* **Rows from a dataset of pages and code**
_ _ _ _ _ _ _

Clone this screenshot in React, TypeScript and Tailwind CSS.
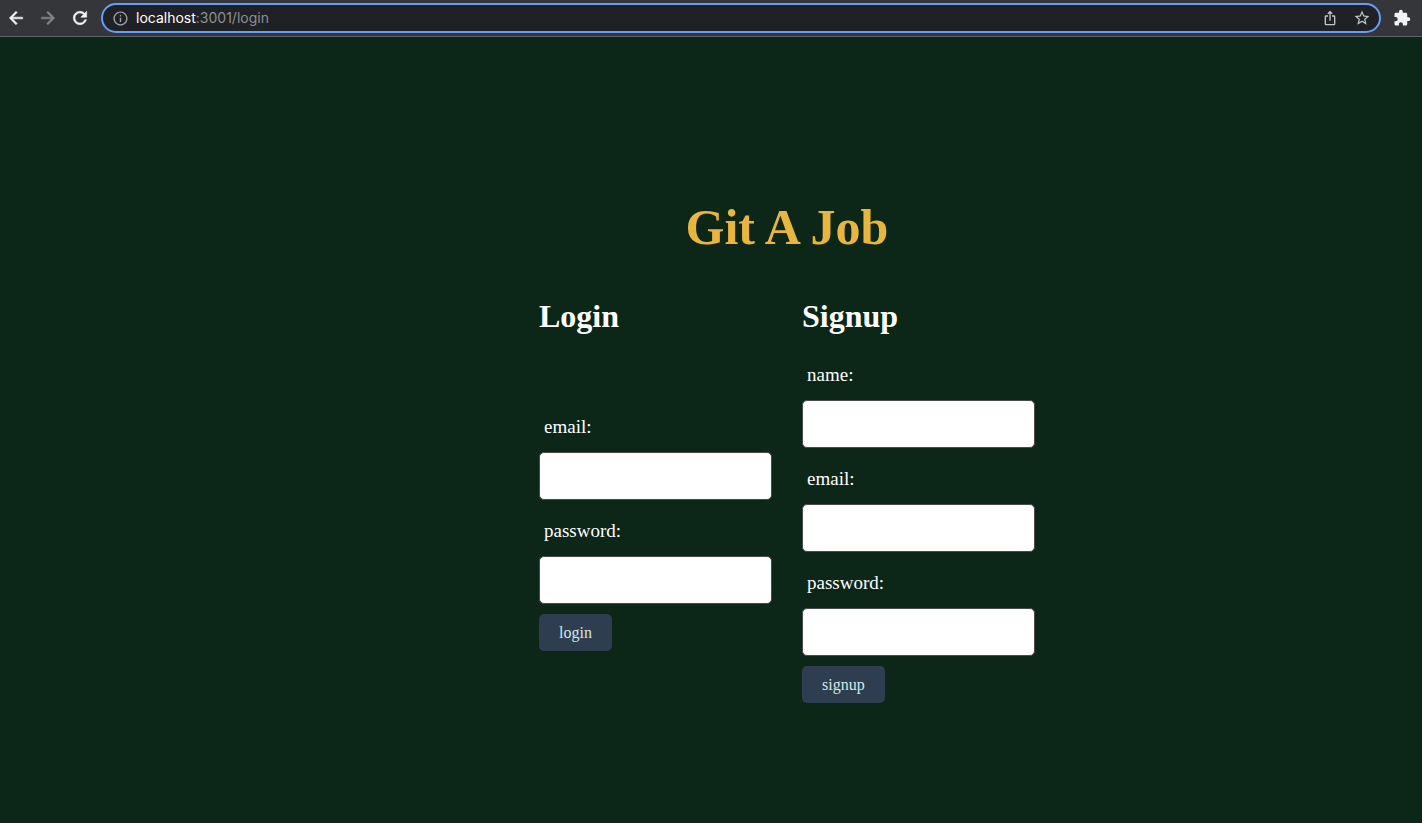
import type { ReactNode } from "react";
import { MdExtension, MdInfoOutline, MdIosShare, MdStarBorder } from "react-icons/md";

const BACK = "M20 11H7.83l5.59-5.59L12 4l-8 8 8 8 1.41-1.41L7.83 13H20v-2z";
const FORWARD = "M12 4l-1.41 1.41L16.17 11H4v2h12.17l-5.58 5.59L12 20l8-8z";
const RELOAD =
  "M17.65 6.35A7.958 7.958 0 0 0 12 4c-4.42 0-7.99 3.58-7.99 8s3.57 8 7.99 8c3.73 0 6.84-2.55 7.73-6h-2.08A5.99 5.99 0 0 1 12 18c-3.31 0-6-2.69-6-6s2.69-6 6-6c1.66 0 3.14.69 4.22 1.78L13 11h7V4l-2.35 2.35z";

function NavIcon({ path }: { path: string }) {
  return (
    <svg viewBox="0 0 24 24" className="h-5 w-5 fill-current stroke-current stroke-[0.7]" aria-hidden="true">
      <path d={path} />
    </svg>
  );
}

function BarButton({ label, className, children }: { label: string; className: string; children: ReactNode }) {
  return (
    <button type="button" aria-label={label} className={`flex h-8 w-8 shrink-0 items-center justify-center ${className}`}>
      {children}
    </button>
  );
}

function BrowserBar() {
  return (
    <header className="flex h-[37px] items-center border-b border-[#5f6164] bg-[#35363a]">
      <BarButton label="Back" className="text-[#f1f3f4]">
        <NavIcon path={BACK} />
      </BarButton>
      <BarButton label="Forward" className="text-[#85868a]">
        <NavIcon path={FORWARD} />
      </BarButton>
      <BarButton label="Reload" className="text-[#f1f3f4]">
        <NavIcon path={RELOAD} />
      </BarButton>
      <div className="ml-[5px] flex h-[30px] min-w-0 flex-1 items-center rounded-full border-2 border-[#669df6] bg-[#202124] pr-px pl-[9px] font-['Inter','Liberation_Sans',sans-serif] text-[14px] leading-5">
        <MdInfoOutline size={17} className="shrink-0 text-[#9aa0a6]" />
        <a href="/login" className="ml-[7px] flex-1 truncate text-[#8c8f94]">
          <span className="text-white">localhost</span>:3001/login
        </a>
        <BarButton label="Share" className="text-[#c4c7c9]">
          <MdIosShare size={16} />
        </BarButton>
        <BarButton label="Bookmark" className="text-[#c4c7c9]">
          <MdStarBorder size={18} />
        </BarButton>
      </div>
      <BarButton label="Extensions" className="mr-1 ml-[5px] text-[#f1f3f4]">
        <MdExtension size={18} />
      </BarButton>
    </header>
  );
}

function Field({ id, label, type }: { id: string; label: string; type: string }) {
  return (
    <div className="flex flex-col gap-[14px]">
      <label htmlFor={id} className="pl-[5px] text-[19px] leading-[22px]">
        {label}
      </label>
      <input
        id={id}
        type={type}
        className="h-12 w-full rounded-[5px] border border-[#4a4a4a] bg-white px-3 text-[19px] text-black"
      />
    </div>
  );
}

function AuthForm({
  title,
  action,
  fieldsClass,
  children,
}: {
  title: string;
  action: string;
  fieldsClass: string;
  children: ReactNode;
}) {
  return (
    <form className="w-[233px]" onSubmit={(event) => event.preventDefault()}>
      <h2 className="text-[32px] leading-9 font-bold">{title}</h2>
      <div className={`flex flex-col gap-5 ${fieldsClass}`}>{children}</div>
      <button
        type="submit"
        className="mt-[10px] h-[37px] rounded-[5px] bg-[#2e3d4f] px-5 text-[16px] leading-5 text-[#d5e8e4]"
      >
        {action}
      </button>
    </form>
  );
}

export default function App() {
  return (
    <div className="flex min-h-screen flex-col bg-[#0c2618]">
      <BrowserBar />
      <main className="flex flex-1 flex-col items-center pt-[162px] pb-10 pl-[152px] font-['Liberation_Serif',serif] text-white">
        <h1 className="text-[50px] leading-[56px] font-bold text-[#e8b63e]">Git A Job</h1>
        <div className="mt-[43px] flex flex-wrap justify-center gap-[30px]">
          <AuthForm title="Login" action="login" fieldsClass="mt-[82px]">
            <Field id="login-email" label="email:" type="email" />
            <Field id="login-password" label="password:" type="password" />
          </AuthForm>
          <AuthForm title="Signup" action="signup" fieldsClass="mt-[30px]">
            <Field id="signup-name" label="name:" type="text" />
            <Field id="signup-email" label="email:" type="email" />
            <Field id="signup-password" label="password:" type="password" />
          </AuthForm>
        </div>
      </main>
    </div>
  );
}
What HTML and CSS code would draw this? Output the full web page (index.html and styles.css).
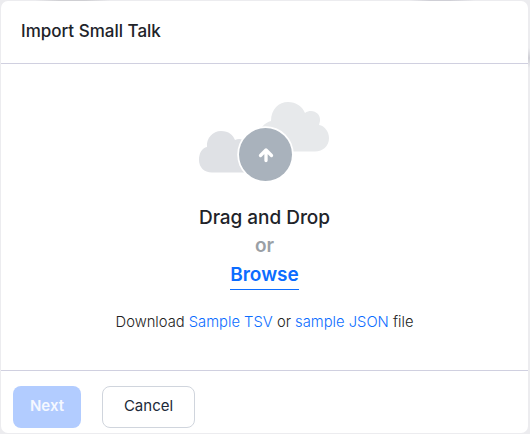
FILE: index.html
```html
<!DOCTYPE html>
<html lang="en">
<head>
<meta charset="utf-8">
<title>Import Small Talk</title>
<link rel="stylesheet" href="styles.css">
</head>
<body>
<section class="dialog">
  <header class="dialog-header"><h1><span>Import Small Talk</span></h1></header>
  <main class="dropzone">
    <svg class="cloud-art" width="132" height="82" viewBox="198 101 132 82" aria-hidden="true">
      <path fill="#e7e9eb" d="M262 127C265 123 268 122 271 121C271 109 279 102 288 102C296 102 302 106 305 113C312 108 321 113 320 121L319 125C325 126 329 132 329 138C329 146 323 151.500 315 151.500H264Z"/>
      <path fill="#dfe1e5" d="M212 172.500C204 172.500 199 167 199 160C199 153 202 148 207 147C206 138 213 131 221 131C229 131 233 135 235 140C239 138 242 139 245 141V172.500Z"/>
      <circle cx="265.500" cy="154.500" r="28.300" fill="#fff"/>
      <circle cx="265.500" cy="154.500" r="26.500" fill="#a9b2bc"/>
      <path d="M266 160.500V150M260.500 155.500L266 150L271.500 155.500" fill="none" stroke="#fff" stroke-width="3.300" stroke-linecap="round" stroke-linejoin="round"/>
    </svg>
    <p class="prompt"><span>Drag and Drop</span></p>
    <p class="prompt muted"><span>or</span></p>
    <a class="browse">Browse</a>
    <p class="samples"><span>Download <a>Sample TSV</a> or <a>sample JSON</a> file</span></p>
  </main>
  <footer class="dialog-footer">
    <button class="next" disabled>Next</button>
    <button class="cancel">Cancel</button>
  </footer>
</section>
</body>
</html>
```
FILE: styles.css
```css
* { box-sizing: border-box; }
body {
  margin: 0;
  height: 434px;
  padding: 1px 2px 1px 1px;
  background:
    linear-gradient(90deg, transparent 35px, #cfcfd3 60px 85px, transparent 110px 410px, #cfcfd6 430px 450px, transparent 475px) 0 0 / 530px 1px no-repeat,
    linear-gradient(transparent 48px, #cfcfd6 58px, transparent 68px) 528px 0 / 2px 434px no-repeat,
    #ececef;
  font-family: Inter, "Liberation Sans", sans-serif;
  color: #212329;
}
h1, p { margin: 0; }
.dialog {
  height: 432px;
  width: 527px;
  display: flex;
  flex-direction: column;
  background: #fff;
  border-radius: 7px;
}
.dialog-header {
  flex: none;
  height: 63px;
  padding: 20px 20px 0;
  border-bottom: 1px solid #d0d0e0;
}
h1 { font-size: 17px; font-weight: 500; line-height: 20px; }
.dropzone {
  flex: none;
  height: 307px;
  padding-top: 37px;
  display: flex;
  flex-direction: column;
  align-items: center;
  border-bottom: 1px solid #d0d0e0;
}
.cloud-art { display: block; flex: none; margin-right: 2px; }
.prompt { margin-top: 21px; font-size: 19px; font-weight: 500; line-height: 28px; letter-spacing: -0.04px; }
.prompt.muted { margin-top: 0; color: #9aa0a6; font-weight: 600; }
.browse {
  margin-top: 2px;
  height: 28px;
  border-bottom: 1px solid #0b6cff;
  color: #0b6cff;
  font-size: 19px;
  font-weight: 600;
  line-height: 26px;
}
.samples { margin-top: 22px; font-size: 14.750px; font-weight: 300; line-height: 20px; color: #222; }
.samples a { color: #0b6cff; font-weight: 350; }
.dialog-footer { display: flex; gap: 21px; padding: 15px 12px 5px; }
button {
  height: 42px;
  border-radius: 8px;
  font: 400 15px/20px Inter, "Liberation Sans", sans-serif;
  padding: 0 0 2px;
}
.next { width: 68px; border: 0; background: #b2ccff; color: #f5f8ff; font-weight: 600; }
.cancel { width: 93px; border: 1px solid #d0d5dd; background: #fff; color: #202939; }
```
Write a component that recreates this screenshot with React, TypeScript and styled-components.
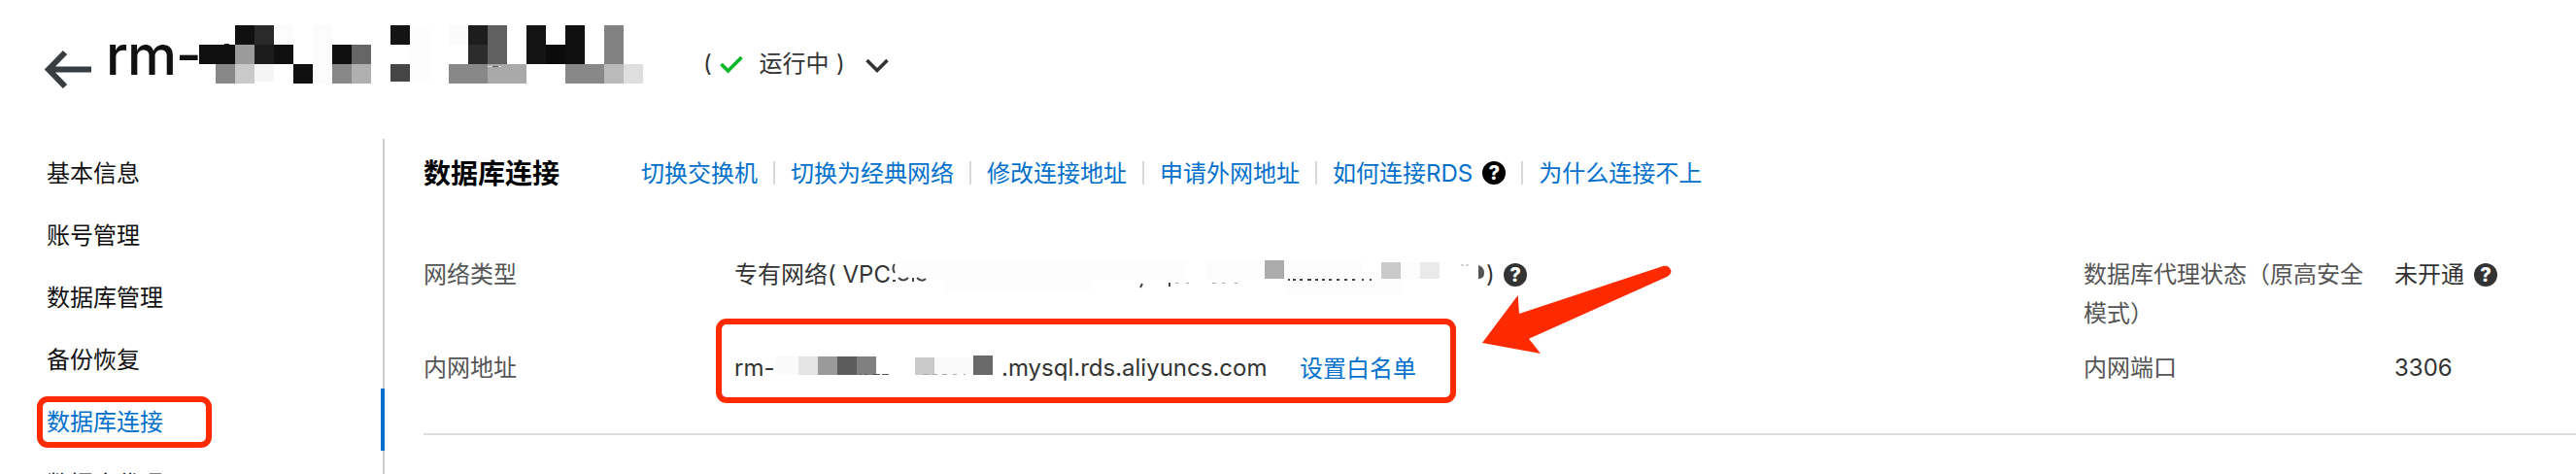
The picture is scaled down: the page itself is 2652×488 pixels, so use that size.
import React from "react";
import styled, { createGlobalStyle } from "styled-components";

const Global = createGlobalStyle`
  * { box-sizing: border-box; }
  body {
    margin: 0;
    background: #fff;
    overflow: hidden;
    font-family: Inter, "Noto Sans CJK SC", sans-serif;
    font-size: 24px;
    color: #333;
  }
`;

const Page = styled.div`
  position: relative;
  width: 2652px;
  height: 488px;
  overflow: hidden;
  display: flex;
  flex-direction: column;
`;

const Header = styled.header`
  height: 143px;
  flex: none;
  display: flex;
  align-items: flex-start;
  padding-left: 46px;
`;

const BackIcon = styled.svg`
  width: 48px;
  height: 40px;
  margin-top: 51px;
`;

const Title = styled.h1`
  margin: 20px 0 0 15px;
  width: 96px;
  font-size: 57.5px;
  line-height: 73px;
  font-weight: 500;
  font-optical-sizing: none;
  letter-spacing: -1px;
  color: #111;
  white-space: nowrap;
`;

const TitleMask = styled.svg`
  width: 460px;
  height: 62px;
  margin-top: 25px;
`;

const Status = styled.div`
  display: flex;
  align-items: center;
  height: 40px;
  margin: 46px 0 0 59px;
  line-height: 40px;
`;

const Word = styled.span<{ $w: number }>`
  width: ${(p) => p.$w}px;
  flex: none;
  white-space: nowrap;
`;

const Glyph = styled.svg<{ $w: number; $gap: number }>`
  width: ${(p) => p.$w}px;
  height: 24px;
  flex: none;
  margin-right: ${(p) => p.$gap}px;
`;

const Body = styled.div`
  display: flex;
  height: 345px;
`;

const Sidebar = styled.nav`
  width: 396px;
  flex: none;
  border-right: 2px solid #ccc;
  padding-top: 1px;
`;

const NavItem = styled.a<{ $active?: boolean }>`
  display: block;
  height: 64px;
  line-height: 69px;
  padding-left: 48px;
  margin-right: ${(p) => (p.$active ? "-2px" : "0")};
  border-right: ${(p) => (p.$active ? "4px solid #0070cc" : "0")};
  color: ${(p) => (p.$active ? "#0070cc" : "#111")};
`;

const Main = styled.main`
  margin-left: 40px;
  flex: 1;
  height: 305px;
  border-bottom: 2px solid #ddd;
`;

const SectionHead = styled.div`
  display: flex;
  align-items: center;
  height: 70px;
`;

const Heading = styled.h2`
  margin: 0;
  padding-top: 2px;
  width: 224px;
  font-size: 28px;
  font-weight: 700;
  line-height: 40px;
  color: #000;
`;

const Link = styled.a`
  color: #0070cc;
  padding-top: 1px;
  line-height: 40px;
  white-space: nowrap;
`;

const Divider = styled.i`
  width: 2px;
  height: 24px;
  margin: 0 16px;
  background: #d8d8d8;
`;

const Grid = styled.div`
  display: grid;
  grid-template-columns: 320px 1389px 320px 187px;
  grid-template-rows: 96px 40px;
  margin-top: 50px;
  line-height: 40px;
`;

const Label = styled.div`
  color: #555;
  padding-right: 24px;
`;

const Value = styled.div`
  display: flex;
  align-items: center;
  height: 40px;
  white-space: nowrap;
`;

const Mask = styled.svg<{ $w: number }>`
  width: ${(p) => p.$w}px;
  height: 60px;
  flex: none;
`;

const Help = styled.span<{ $bg: string; $ml: number }>`
  width: 24px;
  height: 24px;
  margin-left: ${(p) => p.$ml}px;
  border-radius: 50%;
  background: ${(p) => p.$bg};
  color: #fff;
  font-size: 20px;
  font-weight: 800;
  line-height: 24px;
  text-align: center;
`;

const Highlight = styled.div<{ $x: number; $y: number; $w: number; $h: number }>`
  position: absolute;
  left: ${(p) => p.$x}px;
  top: ${(p) => p.$y}px;
  width: ${(p) => p.$w}px;
  height: ${(p) => p.$h}px;
  border: 6px solid #ff2a00;
  border-radius: 11px;
`;

const Arrow = styled.svg`
  position: absolute;
  left: 1520px;
  top: 268px;
  width: 210px;
  height: 100px;
`;

// x, y, width, height, fill
type Block = [number, number, number, number, string];

const titleBlocks: Block[] = [
  [37, 1, 20, 20, "#101010"], [57, 1, 20, 20, "#2a2a2a"], [77, 1, 20, 20, "#fcfcfc"],
  [0, 21, 37, 20, "#101010"], [26, 20, 5, 1, "#222"], [37, 21, 20, 20, "#9b9b9b"], [57, 21, 20, 20, "#1c1c1c"], [77, 21, 20, 20, "#0f0f0f"],
  [17, 41, 20, 20, "#878787"], [37, 41, 20, 20, "#c9c9c9"], [57, 41, 20, 18, "#f5f5f5"], [97, 41, 20, 20, "#101010"],
  [117, 1, 20, 60, "#fcfcfc"],
  [137, 21, 20, 20, "#101010"], [157, 21, 20, 20, "#666"], [137, 41, 20, 20, "#888"], [157, 41, 20, 20, "#b0b0b0"],
  [197, 1, 20, 20, "#141414"], [197, 41, 20, 18, "#454545"], [217, 4, 20, 56, "#fdfdfd"],
  [257, 1, 20, 20, "#fbfbfb"],
  [277, 1, 20, 20, "#1d1d1d"], [297, 1, 20, 40, "#606060"], [277, 21, 20, 20, "#2c2c2c"],
  [257, 41, 40, 20, "#888"], [297, 41, 40, 20, "#a9a9a9"], [297, 43, 14, 1, "#ddd"], [302, 43, 6, 1, "#555"],
  [337, 1, 20, 40, "#141414"], [357, 21, 20, 20, "#0b0b0b"], [377, 1, 20, 40, "#101010"],
  [377, 41, 40, 20, "#888"], [417, 1, 20, 40, "#828282"], [417, 41, 20, 20, "#bababa"], [437, 41, 20, 20, "#dedede"],
];

const addressBlocks: Block[] = [
  [2, 18, 23, 19, "#fafafa"], [25, 18, 20, 19, "#e4e4e4"], [45, 18, 20, 19, "#9a9a9a"], [65, 18, 20, 19, "#5c5c5c"],
  [85, 18, 20, 19, "#808080"], [145, 19, 20, 18, "#c9c9c9"], [165, 19, 40, 17, "#fafafa"], [205, 17, 20, 20, "#696969"],
];

const networkBlocks: Block[] = [
  [16, 16, 294, 18, "#fdfdfd"], [60, 34, 150, 14, "#fdfdfd"], [410, 34, 120, 16, "#fdfdfd"],
  [390, 15, 20, 19, "#ababab"], [330, 15, 60, 19, "#fcfcfc"], [410, 15, 80, 19, "#fcfcfc"],
  [510, 17, 20, 17, "#c9c9c9"], [530, 17, 20, 17, "#fcfcfc"], [550, 17, 20, 17, "#eaeaea"],
];

const blocks = (list: Block[]) =>
  list.map(([x, y, w, h, fill], i) => <rect key={i} x={x} y={y} width={w} height={h} fill={fill} />);

export default function App() {
  return (
    <Page>
      <Global />
      <Header>
        <BackIcon viewBox="0 0 48 40" fill="none" stroke="#373d41" strokeWidth="6">
          <path d="M48 20.5H5M21 3 4 20.5 21 38" />
        </BackIcon>
        <Title>rm-</Title>
        <TitleMask shapeRendering="crispEdges">{blocks(titleBlocks)}</TitleMask>
        <Status>
          <Word $w={16.5}>(</Word>
          <Glyph $w={24} $gap={17} viewBox="0 0 24 24" fill="none" stroke="#00b827" strokeWidth="3.6">
            <path d="m1.5 12 7 7L22.5 5" />
          </Glyph>
          <Word $w={79.5}>运行中</Word>
          <Word $w={30}>)</Word>
          <Glyph $w={24} $gap={0} viewBox="0 0 24 24" fill="none" stroke="#333" strokeWidth="3.6">
            <path d="m1.5 8 10.5 10.5L22.5 8" />
          </Glyph>
        </Status>
      </Header>
      <Body>
        <Sidebar>
          <NavItem>基本信息</NavItem>
          <NavItem>账号管理</NavItem>
          <NavItem>数据库管理</NavItem>
          <NavItem>备份恢复</NavItem>
          <NavItem $active>数据库连接</NavItem>
          <NavItem>数据库代理</NavItem>
        </Sidebar>
        <Main>
          <SectionHead>
            <Heading>数据库连接</Heading>
            <Link>切换交换机</Link>
            <Divider />
            <Link>切换为经典网络</Link>
            <Divider />
            <Link>修改连接地址</Link>
            <Divider />
            <Link>申请外网地址</Link>
            <Divider />
            <Link>如何连接RDS</Link>
            <Help $bg="#000" $ml={10}>?</Help>
            <Divider />
            <Link>为什么连接不上</Link>
          </SectionHead>
          <Grid>
            <Label>网络类型</Label>
            <Value>
              <Word $w={156}>专有网络( VPC</Word>
              <Mask $w={618}>
                {blocks(networkBlocks)}
                <g fill="none" stroke="#444" strokeWidth="2">
                  <path d="M9 19q-3 4 0 9M7 36h3M13 33q5 5 10 0M28 33v4M32 33q5 5 9 1" />
                  <path d="m264 39-2 4M292 38v4" />
                  <path d="M414 35h2M419 35h3M426 35h3M434 35h4M442 35h3M449 35h3M456 35h3M464 35h3M472 35h3M480 35h3M490 35h2M498 35h2" />
                </g>
                <path d="M298 38.5h3M309 38.5h3M336 38.5h4M346 38.5h3M359 38.5h3M592 20h3M597 20h3" stroke="#aaa" />
                <path d="M610 20q6 2 6 8t-6 6Z" fill="#555" />
              </Mask>
              <Word $w={8}>)</Word>
              <Help $bg="#333" $ml={10}>?</Help>
            </Value>
            <Label>数据库代理状态（原高安全模式）</Label>
            <Value>
              未开通
              <Help $bg="#333" $ml={10}>?</Help>
            </Value>
            <Label>内网地址</Label>
            <Value>
              <Word $w={41}>rm-</Word>
              <Mask $w={234}>
                {blocks(addressBlocks)}
                <path d="M88 36.5h2M93 36.5h3M101 36.5h8M111 36.5h7" stroke="#555" />
                <path d="M153 36.5h6M163 36.5h5M173 36.5h5M184 36.5h4M195 36.5h2" stroke="#aaa" />
              </Mask>
              <Word $w={307}>.mysql.rds.aliyuncs.com</Word>
              <Link>设置白名单</Link>
            </Value>
            <Label>内网端口</Label>
            <Value>3306</Value>
          </Grid>
        </Main>
      </Body>
      <Highlight $x={38} $y={408} $w={180} $h={53} />
      <Highlight $x={737} $y={328} $w={762} $h={87} />
      <Arrow viewBox="1520 268 210 100" fill="#ff2a00">
        <path d="M1526 353 1562.7 304 1564 323 1712 274Q1719 272.5 1720.5 279.5 1720 282.5 1716 285L1574 348.7 1586 364Z" />
      </Arrow>
    </Page>
  );
}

_ _ _ _ _ _ _

* **WHAT THIS TASK INVOLVES**
Give only a number: how many lines of the data hold the string "full"?

* **ANSWER TO THIS EXERCISE**
3